Credit card use can land you in a spiral of debt if you max them out or only make minimum monthly payments. If the interest is left to build up, it becomes more and more difficult to stay on top of those minimum payments.
However, in some circumstances, disciplined people can use credit cards for maximum benefit at little or no cost. For example, if you’re paying your monthly balance off on-time within the interest-free period that many credit cards offer, then they can generate significant cash back or rewards, and perhaps include other perks which most credit card users don’t realise– such as built-in travel insurance or warranties on purchases of goods made on the card.

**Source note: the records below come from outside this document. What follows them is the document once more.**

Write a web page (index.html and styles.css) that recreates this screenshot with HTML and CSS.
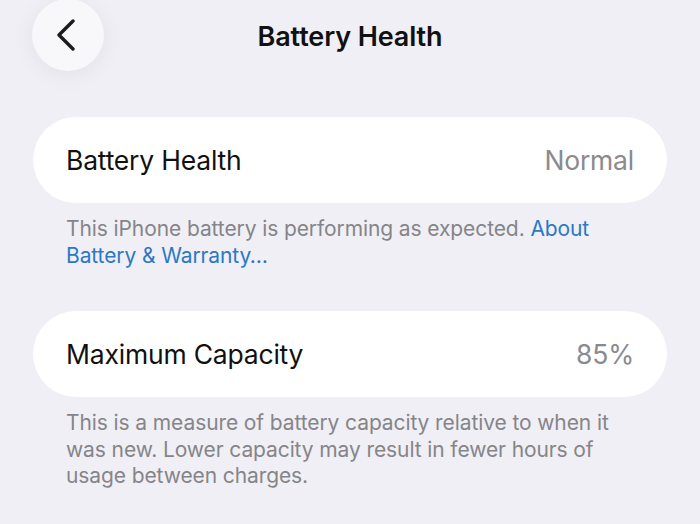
FILE: index.html
```html
<!DOCTYPE html>
<html lang="en">
<head>
    <meta charset="UTF-8">
    <meta name="viewport" content="width=device-width, initial-scale=1.0">
    <title>Battery Health</title>
    <link rel="stylesheet" href="styles.css">
</head>
<body>
    <header class="nav-bar">
        <button class="back-btn" aria-label="Back">
            <svg width="20" height="32" viewBox="0 0 20 32">
                <path d="M17 2 L3 16 L17 30" fill="none" stroke="#1c1c1e" stroke-width="3.4" stroke-linecap="round" stroke-linejoin="round"/>
            </svg>
        </button>
        <h1 class="nav-title">Battery Health</h1>
        <div></div>
    </header>

    <main class="content">
        <section class="group">
            <div class="cell">
                <span class="cell-label">Battery Health</span>
                <span class="cell-value">Normal</span>
            </div>
            <p class="footer">This iPhone battery is performing as expected. <a href="#">About Battery &amp; Warranty…</a></p>
        </section>

        <section class="group">
            <div class="cell">
                <span class="cell-label">Maximum Capacity</span>
                <span class="cell-value">85%</span>
            </div>
            <p class="footer">This is a measure of battery capacity relative to when it was new. Lower capacity may result in fewer hours of usage between charges.</p>
        </section>
    </main>
</body>
</html>
```

FILE: styles.css
```css
body {
    margin: 0;
    background-color: #f0eff5;
    font-family: Inter, "Noto Sans", sans-serif;
    color: #111;
}
.nav-bar {
    display: grid;
    grid-template-columns: 1fr auto 1fr;
    align-items: center;
    height: 72px;
    padding: 0 32px;
}
.back-btn {
    width: 72px;
    height: 72px;
    margin-top: -2px;
    border: none;
    border-radius: 50%;
    background-color: #f8f8fb;
    box-shadow: 0 4px 24px rgba(0, 0, 0, 0.06);
    display: flex;
    align-items: center;
    justify-content: center;
    padding: 0 4px 0 0;
    cursor: pointer;
}
.nav-title {
    margin: 0;
    font-size: 27px;
    font-weight: 600;
    letter-spacing: -0.1px;
    color: #111;
}
.content {
    padding: 45px 33px 0;
}
.group {
    margin-bottom: 42px;
}
.cell {
    display: flex;
    justify-content: space-between;
    align-items: center;
    height: 86px;
    padding: 0 33px;
    background-color: #fff;
    border-radius: 43px;
    font-size: 26.5px;
    letter-spacing: -0.2px;
}
.cell-label {
    color: #111;
}
.cell-value {
    color: #8a8a8e;
}
.footer {
    margin: 13px 0 0;
    padding: 0 33px;
    font-size: 21px;
    line-height: 26.5px;
    letter-spacing: -0.1px;
    color: #858589;
}
.footer a {
    color: #2a78c6;
    text-decoration: none;
}
```
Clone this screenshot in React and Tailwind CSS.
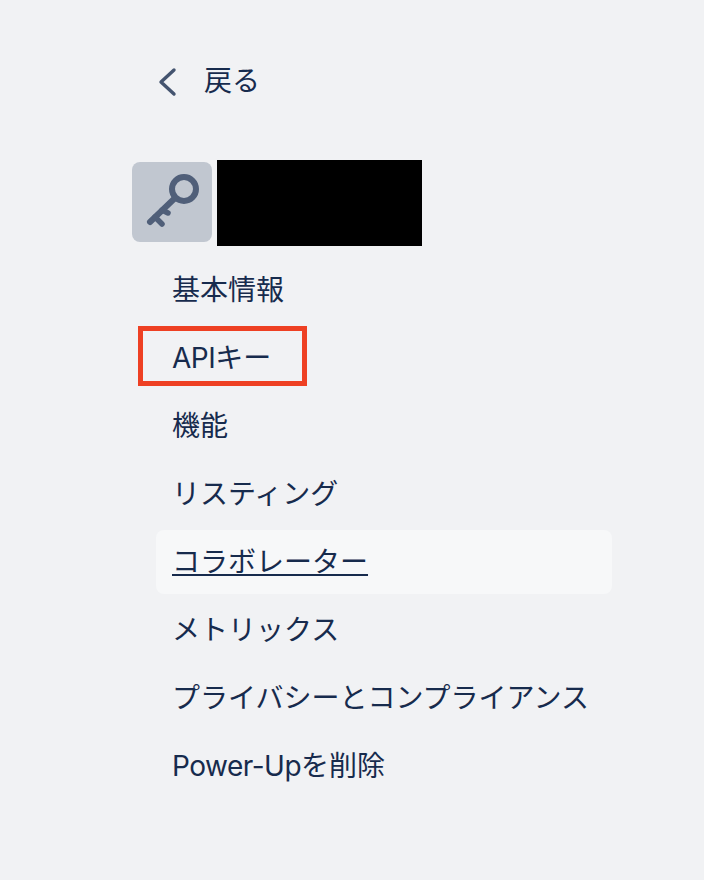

Learn more: five smart ways to use your credit card
When evaluating what constitutes bad debt, remember that there is a grey area. The true cost — and value — of debt is likely different from person to person.
Debt consolidation loans
Using a new loan to consolidate your other debts can be a great way to simplify payments, reduce your interest rate, and lower your monthly payments. However, if you don’t also change your approach to budgeting and money management, you may find yourself struggling to make payments.
Many debt consolidation loans can also charge high interest rates or have other fees or stricter terms of early repayment, this can mean the total repayments are higher than the original debt!
Borrowing to invest
Borrowing to invest can be good debt for those who understand investing and are prepared to hang in there when markets take a short-term dive. However, borrowing to invest is not a good idea for novice investors who panic when markets fall and may end up selling at less than the original purchase price.
The bottom line – what is bad debt?
Taking on debt usually has a bunch of negative meanings.
Despite this, some things qualify as good debt because they can help you grow financially. Buying a home, getting a degree or funding a course, or investing in a business or real estate can all be effective ways to expand your income or assets. To make the most of your cash, avoid bad debts — like credit cards and car loans — that can sap your financial resources without improving your bottom line.